After dilating the pupil to the size of a quarter and giving me numbing drops, they shot my retinal tears with, what seemed like, a hundred laser beams. This welds the retina back together and hopefully will prevent most vision loss. Fortunately, it may have prevented me from going blind. Unfortunately, it didn't get rid of Pac-man and his spidery friends and the beautiful vision that I was enjoying after my cataract surgery is probably gone forever. I keep reminding myself, "I'm not blind."

Act Fast
There was a very high probability that we would have been traveling for our 25th anniversary. It was just a stroke of luck that we decided to stay close to home. The difference between having to deal with a retinal tear and a retinal detachment and face much more serious surgery and possibly blindness, is just a matter of how fast you make it to the doctor. Bottom line, if you see unusual floaters, cobwebs, or flashes of light in your eyes, RUN to a good ophthalmologist. Time is of the essence.


MsJeanette said...

I agree that any flashing lights, unusual floaters, etc. must be dealt with immediately! My retina detached and tore in two spots while I was visiting my ailing uncle in Louisiana. I only had distortion of my vision and damn near flew home (I had ridden there with my cousin (Uncle Bob's daughter) and she was not ready to leave). Had I not been so "thrifty ... cheap ... much my depression parents' daughter", I would have paid the over $1200 for the last seat on a flight home and the pressure changes would have probably ended my vision in that eye.

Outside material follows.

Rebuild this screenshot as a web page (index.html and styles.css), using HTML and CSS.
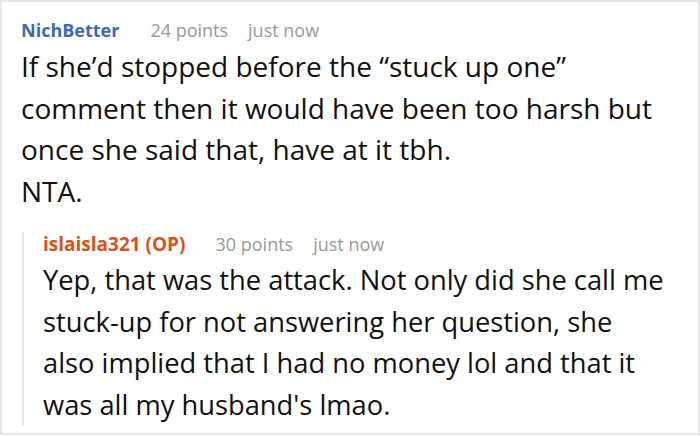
FILE: index.html
```html
<!DOCTYPE html>
<html>
<head>
<meta charset="utf-8">
<link rel="stylesheet" href="styles.css">
</head>
<body>
<div class="card">
  <div class="comment">
    <div class="meta">
      <span class="author">NichBetter</span>
      <span class="points">24 points</span>
      <span class="time">just now</span>
    </div>
    <div class="body">If she’d stopped before the “stuck up one” comment then it would have been too harsh but once she said that, have at it tbh.<br>NTA.</div>
  </div>
  <div class="reply">
    <div class="meta">
      <span class="author op">islaisla321 (OP)</span>
      <span class="points">30 points</span>
      <span class="time">just now</span>
    </div>
    <div class="body">Yep, that was the attack. Not only did she call me stuck-up for not answering her question, she also implied that I had no money lol and that it was all my husband's lmao.</div>
  </div>
</div>
</body>
</html>
```
FILE: styles.css
```css
html, body {
  margin: 0;
  padding: 0;
  background: #fff;
}
.card {
  width: 700px;
  height: 435px;
  box-sizing: border-box;
  border: 2px solid #e6e6e6;
  padding: 16px 20px 0 19px;
  font-family: "Open Sans", "Noto Sans", sans-serif;
  color: #111;
  overflow: hidden;
}
.meta {
  display: flex;
  align-items: baseline;
  font-size: 18px;
  line-height: 24px;
  color: #999;
}
.author {
  font-weight: 700;
  color: #3a6ab8;
  margin-right: 31px;
}
.author.op {
  color: #d5521c;
  font-size: 19px;
  margin-right: 30px;
}
.points {
  margin-right: 20px;
}
.body {
  font-size: 28px;
  line-height: 41.5px;
  margin-top: 4px;
}
.reply {
  margin-top: 32px;
  margin-left: 1px;
  margin-right: 10px;
  border-left: 2px solid #e6e6e6;
  padding-left: 19px;
}
.reply .meta {
  margin-top: -12px;
}
.reply .body {
  font-size: 27.3px;
  margin-top: 3px;
  margin-bottom: -6px;
}
```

Anne offered to let me drive her car home but I knew my vision was too compromised for that. So we left the next morning. I called the retina specialist immediately and he worked me in the next morning and if I had not eaten already would have insisted on surgery that afternoon! He did it the next day, had to do a vitriectomy (removed the fluid in the eye), lasered the retina back together and put a band on the eyeball to keep it in approximately the right shape. I am super lucky in that he was able to do the repairs and my vision is almost back to 20/20 (with contacts) in that eye. If you see flashing lights or a sudden change in vision, DO SOMETHING SMART with the best retina doc you can find right away. I have had Type 1 diabetes for over 50 years and have basically kept this guy in my life ever since I found him. My optometrist also shares and reviews his records all the time and sends me back as soon as she sees anything. Good team.

Good nutrition, an active lifestyle and a lot of luck have seen me through many years of extended visual health for a diabetic. Joanne's recipes are all dead on to reduce inflammation and stay healthy. She has been my friend and I love her, but despite my prejudice, I say her advice is highly recommended!

Mary Lou said...

Hi Joanne,
Thanks for sharing this experience. It's so important to understand what is going on with our eyes as we get older. I'm also nearsighted and can see cataract surgery coming into my future.

Dr. Joanne L. Mumola Williams said...

Just make sure you act quickly if it happens to you. I just got back from another emergency visit but thankfully there were no more tears. Just some bleeding from the laser surgery. Hours can mean the difference between a laser treatment and retinal detachment surgery which is quite complicated.